Gerekçeli kararın açıklanmasının ardından Cumhuriyet Savcısı Fatih Genç, kararı temyiz etti.
Savcı temyiz dilekçesinde sanığın savunmasında silahı Umut Ceylan'ın ölümünden sonra satın aldığını belirttiğini, satın aldığını iddia ettiği kişilerin duruşmada verdikleri ifadede sanığa silah değil bal gönderdiklerini söylediklerini, ancak yapılan araştırmada bu kişilerin bal ticaretiyle uğraşmadığının anlaşıldığını hatırlattı.
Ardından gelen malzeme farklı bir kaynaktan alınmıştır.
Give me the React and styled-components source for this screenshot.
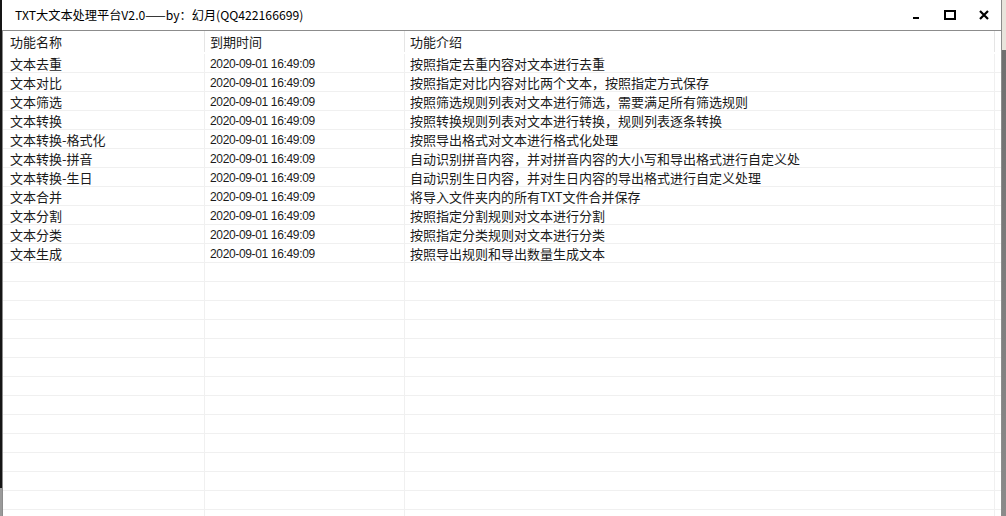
import React from 'react';
import styled, { createGlobalStyle } from 'styled-components';

const rows = [
  ['文本去重', '2020-09-01 16:49:09', '按照指定去重内容对文本进行去重'],
  ['文本对比', '2020-09-01 16:49:09', '按照指定对比内容对比两个文本，按照指定方式保存'],
  ['文本筛选', '2020-09-01 16:49:09', '按照筛选规则列表对文本进行筛选，需要满足所有筛选规则'],
  ['文本转换', '2020-09-01 16:49:09', '按照转换规则列表对文本进行转换，规则列表逐条转换'],
  ['文本转换-格式化', '2020-09-01 16:49:09', '按照导出格式对文本进行格式化处理'],
  ['文本转换-拼音', '2020-09-01 16:49:09', '自动识别拼音内容，并对拼音内容的大小写和导出格式进行自定义处'],
  ['文本转换-生日', '2020-09-01 16:49:09', '自动识别生日内容，并对生日内容的导出格式进行自定义处理'],
  ['文本合并', '2020-09-01 16:49:09', '将导入文件夹内的所有TXT文件合并保存'],
  ['文本分割', '2020-09-01 16:49:09', '按照指定分割规则对文本进行分割'],
  ['文本分类', '2020-09-01 16:49:09', '按照指定分类规则对文本进行分类'],
  ['文本生成', '2020-09-01 16:49:09', '按照导出规则和导出数量生成文本'],
];

const EMPTY_ROWS = 14;

const GlobalStyle = createGlobalStyle`
  html, body {
    margin: 0;
    padding: 0;
    height: 100%;
    overflow: hidden;
    background: #1c1c1c;
  }
  #root {
    height: 100%;
  }
  * {
    box-sizing: border-box;
  }
`;

const Screen = styled.div`
  display: flex;
  height: 516px;
  width: 1006px;
  font-family: "Noto Sans CJK SC", "Liberation Sans", sans-serif;
  font-size: 13px;
  color: #1a1a1a;
`;

const LeftEdge = styled.div`
  width: 2px;
  display: flex;
  flex-direction: column;
  .dark {
    height: 488px;
    background: #151515;
  }
  .light {
    flex: 1;
    background: #9a9a9a;
  }
`;

const RightEdge = styled.div`
  width: 4px;
  background: linear-gradient(to bottom, #e8e4dc 0, #e8e4dc 50px, #6f6f6f 50px, #8a8a8a 100%);
`;

const Window = styled.div`
  width: 1000px;
  display: flex;
  flex-direction: column;
  background: #fff;
  border-right: 1px solid #8c8c8c;
`;

const TitleBar = styled.div`
  height: 30px;
  display: flex;
  align-items: center;
  padding-left: 13px;
  background: #fff;
`;

const Title = styled.span`
  flex: 1;
  font-size: 12.2px;
  color: #000;
  margin-top: -1px;
`;

const Controls = styled.div`
  display: flex;
  align-items: center;
  height: 100%;
`;

const ControlButton = styled.div`
  width: 34px;
  height: 100%;
  display: flex;
  align-items: center;
  justify-content: center;
  svg {
    display: block;
  }
`;

const List = styled.div`
  flex: 1;
  border-top: 1px solid #8c8c8c;
  border-left: 1px solid #8c8c8c;
  overflow: hidden;
`;

const Row = styled.div`
  display: grid;
  grid-template-columns: 202px 200px 590px 1fr;
  height: ${(p) => (p.$header ? '23px' : '19px')};
  border-bottom: 1px solid ${(p) => (p.$header ? 'transparent' : '#f0f0f0')};
`;

const Cell = styled.div`
  display: flex;
  align-items: center;
  padding-left: ${(p) => (p.$first ? '7px' : '5px')};
  border-right: 1px solid ${(p) => (p.$header ? '#e5e5e5' : '#f0f0f0')};
  white-space: nowrap;
  overflow: hidden;
  line-height: 1;
  ${(p) => p.$header && 'margin-bottom: 1px;'}
  ${(p) => p.$date && `
    font-family: "Liberation Sans", sans-serif;
    font-size: 12px;
    letter-spacing: -0.35px;
    padding-top: 2px;
  `}
  &:last-child {
    border-right: none;
  }
`;

const Minimize = () => (
  <svg width="10" height="10" viewBox="0 0 10 10">
    <rect x="2" y="7" width="6" height="2" fill="#000" />
  </svg>
);

const Maximize = () => (
  <svg width="12" height="10" viewBox="0 0 12 10">
    <rect x="1" y="1" width="10" height="8" fill="none" stroke="#000" strokeWidth="2" />
  </svg>
);

const Close = () => (
  <svg width="10" height="10" viewBox="0 0 10 10">
    <path d="M1 1 L9 9 M9 1 L1 9" stroke="#000" strokeWidth="2.2" />
  </svg>
);

export default function App() {
  return (
    <Screen>
      <GlobalStyle />
      <LeftEdge>
        <div className="dark" />
        <div className="light" />
      </LeftEdge>
      <Window>
        <TitleBar>
          <Title>TXT大文本处理平台V2.0——by：幻月(QQ422166699)</Title>
          <Controls>
            <ControlButton><Minimize /></ControlButton>
            <ControlButton><Maximize /></ControlButton>
            <ControlButton><Close /></ControlButton>
          </Controls>
        </TitleBar>
        <List>
          <Row $header>
            <Cell $header $first>功能名称</Cell>
            <Cell $header>到期时间</Cell>
            <Cell $header>功能介绍</Cell>
            <Cell $header />
          </Row>
          {rows.map(([name, date, desc]) => (
            <Row key={name}>
              <Cell $first>{name}</Cell>
              <Cell $date>{date}</Cell>
              <Cell>{desc}</Cell>
              <Cell />
            </Row>
          ))}
          {Array.from({ length: EMPTY_ROWS }, (_, i) => (
            <Row key={`empty-${i}`}>
              <Cell $first />
              <Cell />
              <Cell />
              <Cell />
            </Row>
          ))}
        </List>
      </Window>
      <RightEdge />
    </Screen>
  );
}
Sanığın ısrarla tabancanın kendisine olaydan sonra geldiğini iddia ettiğini, kargı kayıtları, banka kayıtları ve tanık beyanları birlikte değerlendirildiğinde de bu savunmanın aksinin ispat edilemediğini kaydeden savcı, sanığın cep telefonu HTS kayıtları, sanık savunması ve tanık beyanları birlikte değerlendirildiğinde, sanığın ateşli silah menzili kapsamında olacak şekilde olay yerine yakın bir yerde bulunduğuna ilişkin somut delil tespiti yapılamadığını belirtti.
Savcı Genç, sanığın suçu en fazla olası kasıtla gerçekleştirmiş olduğu göz önüne alındığında sanığın olaydan sonra telefonla görüşmemesinin bilinçli olduğunu söylemenin ise mümkün olmadığını bildirdi.
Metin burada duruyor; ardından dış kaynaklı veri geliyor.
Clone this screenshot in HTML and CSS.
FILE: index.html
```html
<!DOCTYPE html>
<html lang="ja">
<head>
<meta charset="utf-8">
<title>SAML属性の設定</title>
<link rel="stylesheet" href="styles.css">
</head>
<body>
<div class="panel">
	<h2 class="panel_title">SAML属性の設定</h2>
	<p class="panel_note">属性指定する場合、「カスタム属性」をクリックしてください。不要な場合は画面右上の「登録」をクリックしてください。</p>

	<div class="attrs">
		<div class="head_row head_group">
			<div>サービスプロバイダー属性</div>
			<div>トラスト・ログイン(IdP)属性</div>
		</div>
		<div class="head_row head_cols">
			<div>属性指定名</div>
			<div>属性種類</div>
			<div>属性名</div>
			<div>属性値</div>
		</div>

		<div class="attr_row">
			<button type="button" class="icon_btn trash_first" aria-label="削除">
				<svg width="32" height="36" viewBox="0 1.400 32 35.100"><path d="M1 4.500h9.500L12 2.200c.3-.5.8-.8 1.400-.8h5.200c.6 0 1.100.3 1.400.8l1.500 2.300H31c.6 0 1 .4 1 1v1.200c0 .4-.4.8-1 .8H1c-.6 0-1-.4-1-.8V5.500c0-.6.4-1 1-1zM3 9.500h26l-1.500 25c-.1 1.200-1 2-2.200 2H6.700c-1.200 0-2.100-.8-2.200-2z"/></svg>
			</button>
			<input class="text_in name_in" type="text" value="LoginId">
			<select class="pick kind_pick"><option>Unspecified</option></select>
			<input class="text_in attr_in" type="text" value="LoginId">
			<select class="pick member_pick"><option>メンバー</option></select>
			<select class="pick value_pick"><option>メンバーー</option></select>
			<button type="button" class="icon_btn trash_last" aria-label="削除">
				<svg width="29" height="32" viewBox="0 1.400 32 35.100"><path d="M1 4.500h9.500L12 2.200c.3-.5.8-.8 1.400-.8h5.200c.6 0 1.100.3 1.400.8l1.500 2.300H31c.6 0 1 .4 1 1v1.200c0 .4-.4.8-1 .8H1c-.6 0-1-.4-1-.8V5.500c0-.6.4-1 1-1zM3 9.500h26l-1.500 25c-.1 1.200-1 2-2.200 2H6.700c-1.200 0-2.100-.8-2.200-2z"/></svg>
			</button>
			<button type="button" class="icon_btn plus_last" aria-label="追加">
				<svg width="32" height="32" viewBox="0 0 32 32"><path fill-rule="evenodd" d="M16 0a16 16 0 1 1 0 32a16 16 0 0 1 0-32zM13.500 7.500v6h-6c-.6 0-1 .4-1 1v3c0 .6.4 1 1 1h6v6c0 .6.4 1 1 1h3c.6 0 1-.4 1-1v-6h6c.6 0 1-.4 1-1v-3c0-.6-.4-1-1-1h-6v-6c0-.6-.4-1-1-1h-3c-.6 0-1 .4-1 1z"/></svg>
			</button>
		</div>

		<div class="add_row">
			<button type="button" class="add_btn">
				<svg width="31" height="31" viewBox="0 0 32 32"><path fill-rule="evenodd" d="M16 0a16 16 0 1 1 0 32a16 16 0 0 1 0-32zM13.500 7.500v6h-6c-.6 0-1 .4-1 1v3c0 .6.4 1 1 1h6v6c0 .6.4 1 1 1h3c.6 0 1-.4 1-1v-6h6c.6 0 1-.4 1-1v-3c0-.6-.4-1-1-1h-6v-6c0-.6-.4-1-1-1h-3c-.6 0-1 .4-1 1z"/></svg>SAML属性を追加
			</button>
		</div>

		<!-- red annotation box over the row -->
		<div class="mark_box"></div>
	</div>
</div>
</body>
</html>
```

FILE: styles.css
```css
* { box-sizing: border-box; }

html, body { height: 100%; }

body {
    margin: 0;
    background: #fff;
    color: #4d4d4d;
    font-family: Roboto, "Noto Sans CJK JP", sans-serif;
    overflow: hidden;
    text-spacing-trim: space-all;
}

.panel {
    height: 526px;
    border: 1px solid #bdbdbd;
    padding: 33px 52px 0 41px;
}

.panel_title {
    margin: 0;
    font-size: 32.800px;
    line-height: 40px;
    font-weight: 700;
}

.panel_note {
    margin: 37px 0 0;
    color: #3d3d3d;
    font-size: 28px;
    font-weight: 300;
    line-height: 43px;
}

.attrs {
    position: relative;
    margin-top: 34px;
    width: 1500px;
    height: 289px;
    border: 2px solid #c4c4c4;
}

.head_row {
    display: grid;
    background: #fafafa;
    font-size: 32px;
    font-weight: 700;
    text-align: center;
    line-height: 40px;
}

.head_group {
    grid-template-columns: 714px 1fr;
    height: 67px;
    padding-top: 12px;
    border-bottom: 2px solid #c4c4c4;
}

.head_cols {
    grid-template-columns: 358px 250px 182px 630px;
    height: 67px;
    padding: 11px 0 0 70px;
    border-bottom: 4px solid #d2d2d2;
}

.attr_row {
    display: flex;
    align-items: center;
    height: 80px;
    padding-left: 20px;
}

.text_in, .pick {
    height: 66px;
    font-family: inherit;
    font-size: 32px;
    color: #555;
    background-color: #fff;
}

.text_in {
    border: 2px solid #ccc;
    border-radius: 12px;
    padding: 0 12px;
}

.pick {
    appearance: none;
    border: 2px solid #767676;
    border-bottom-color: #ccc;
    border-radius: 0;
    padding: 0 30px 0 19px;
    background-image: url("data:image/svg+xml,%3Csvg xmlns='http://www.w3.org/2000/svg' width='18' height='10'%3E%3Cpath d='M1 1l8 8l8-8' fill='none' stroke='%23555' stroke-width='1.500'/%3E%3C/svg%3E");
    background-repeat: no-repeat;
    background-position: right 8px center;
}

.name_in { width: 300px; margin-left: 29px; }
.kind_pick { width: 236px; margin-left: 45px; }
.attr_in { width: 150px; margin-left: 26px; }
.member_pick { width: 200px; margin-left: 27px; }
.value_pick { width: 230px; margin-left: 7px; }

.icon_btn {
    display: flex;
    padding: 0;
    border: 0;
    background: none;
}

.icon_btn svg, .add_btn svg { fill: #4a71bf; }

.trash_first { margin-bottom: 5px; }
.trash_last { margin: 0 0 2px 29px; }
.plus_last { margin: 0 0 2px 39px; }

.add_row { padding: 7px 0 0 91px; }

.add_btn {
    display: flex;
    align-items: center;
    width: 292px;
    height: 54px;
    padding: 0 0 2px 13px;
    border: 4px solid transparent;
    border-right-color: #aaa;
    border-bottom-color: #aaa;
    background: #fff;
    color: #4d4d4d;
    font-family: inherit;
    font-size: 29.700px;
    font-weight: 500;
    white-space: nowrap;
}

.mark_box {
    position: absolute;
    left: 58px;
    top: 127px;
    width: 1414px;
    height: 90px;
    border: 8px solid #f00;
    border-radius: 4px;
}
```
Sanığın "nitelikli adam öldürme" suçunu işlediğine ilişkin mahkumiyetine yeterli, kesin, somut, inandırıcı delil elde edilmediğinden beraati yönünde karar verilmesi gerekirken, müebbet hapis cezasıyla cezalandırıldığını hatırlatan savcı, kararı temyiz etti. Sanık avukatı Ersin Gülsoy da kararın temyizi için Yargıtay'a başvurdu.
-Olayın geçmişi
Karabağlar ilçesinde, 27 Ağustos 2012 tarihinde rastgele açılan ateş sonucu beline kurşun isabet etmesiyle ağır yaralanan Umut Ceylan, tedavi gördüğü hastanede hayatını kaybetmişti. Yapılan balistik incelemede çocuğun ölümüne neden olan kurşunun, olayın ardından başka bir suç kapsamında tutuklanarak cezaevine konulan ve "uyuşturucu kullanma, yaralama, hırsızlık" gibi suçlardan kaydı bulunan Can Kayı'da ele geçirilen silahtan çıktığı belirlenmişti.
Sanık Kayı, yargılama sürecinde bu suçtan tahliye edilmiş, "Cinayete teşebbüs ve ruhsatsız silah bulundurmak" suçlarından yargılandığı başka bir davada 7 yıl 6 ay hapis cezasına çarptırılmış olması nedeniyle cezaevinde kalmaya devam etmiş, karar duruşmasında müebbet hapis cezası verilmesi üzerine sanığın tekrar tutuklanmasına hükmedilmişti.